Sending is okay, but message is almost better for practical use. Use it at parties (with a good caster level for duration and range) to set up an observation mission; even if there's only one spellcaster using it, they can be a "command-and-control" function, relaying messages to the whole team.

Speaking of 0-level spells, dancing lights is your go-to for light signalling. It lasts only a minute, but has amazing range, move as directed, and can be permanent if you really want it to be. Mixed with a cypher system, this lets you transmit broadcast messages to anyone in a fairly large location. Use them to signal for help or evac.

Minor creation is the spy's spell of choice, along with major creation. You can create paper, books, weapons, armor, clothing, etc. at will. You do need good Craft skills, though, but if you can swing the Craft DC, there are a lot of options available to you. The best part is that you can dismiss it at will, so once you assassinate everyone while dressed as a ninja, you dismiss those items and suddenly you're just some fop in a courtier's outfit with no weapons at all, nor even illusion magic hiding anything about you.

Similarly, fabricate is an amazingly versatile spell; it lets you convert an item into another item of the same material. Curtains become clothes, wood into paper (though this should take a relatively simple Craft check), etc. What makes fabricate useful in a different way from major/minor creation, though, is that you can warp and convert existing stuff into other stuff. For example, you could major creation a metal cage into existence, but you can also fabricate a guard's armor and weapons into manacles; now he's not just immobilized, he has no armaments to stop you with even if he does break loose.

Shadow conjuration and shadow evocation are basically more Swiss army spells: they can be or do all kinds of things you need, whenever you need them. Conjuration is slightly more useful for spies; evocation is mostly "blasting" spells that draw an awful lot of attention.

I won't even talk about alter self and the various polymorph cheese, other than to say, you don't really need a disguise if you're a monster of some kind when you attack them.

Stone shape is great if you're in a castle, dungeon, or other area with stone walls. You can't exactly do anything really fine-detailed with it, but it's a great way to screw up terrain so that enemies can't get to you, or for you to remove any obstacles they might be behind. Same with transmute rock to mud and transmute mud to rock. Use wall of stone with all of this, and really muck up the battlefield good with obstacles and bad terrain.

Spell Compendium just keeps adding to the fun. Amanuensis to copy documents fast. Stick as a quickie restraint (use it on enemy clothing or armor to stick them to the floor or wall or something). Launch item basically ensures a light-weight piece of paper lands at a distant spot, instantly, so you can hand off a message without even being physically next to the recipient, and no need for dead drops. Corrosive grasp can help destroy items you need to get rid of, or you can stick your finger in a lock and melt it. Dead end and remove scent for obvious reasons. I could go on, but that book is filled with neat tricks.
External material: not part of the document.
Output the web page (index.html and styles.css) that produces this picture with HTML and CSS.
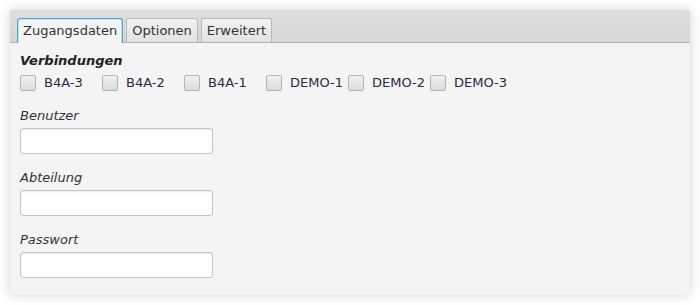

And all this is just the wizard/sorcerer side of things. Bards have their own list of ridiculous tricks, as do druids. Clerics not quite as much, but there's still some spells that can help out there.

Fizban
2016-07-21, 06:17 AM
Rules Compendium draws from Complete Adventurer. I don't know anything about cryptography, but taking a week to make a code seems pretty ridiculous to me. Races of Destiny lets you make a code in a hour, with DC based on the complexity of the writing (because tradition), which is opposed by Decipher Script as a normal check. Of course this also means that as a standard check it only takes 1 minute to crack, unless they fail in which case they can never try again. A middle approach is probably best.

My personal favorite trick in terms of magical security is to abuse the fact that magic can apparently tell it's creator from the rest of the universe. Spells can tell who cast them, and magic items can be made to only work for one person. So you do a joint magic item creation and the item only functions for the people who created it, about as flawless as security can get. The item could be anything from a tiny trap that incinerates a document (or Bag of Holding) to a book that can only be written or read by it's owners.

As for Sending, I'm not aware of any spell that can divert or read it, which is about the only reason it's any good. At least until someone pulls out the False Sending spell and now you can't trust Sendings at all. Telepathy is normally pretty safe, until someone casts Telepathy Tap (from Book of Exalted Deeds oddly enough). For regular long distance communication I prefer Whispering Sand, which is only as secure as the location of your recipient, but also lets you converse normally for several minutes.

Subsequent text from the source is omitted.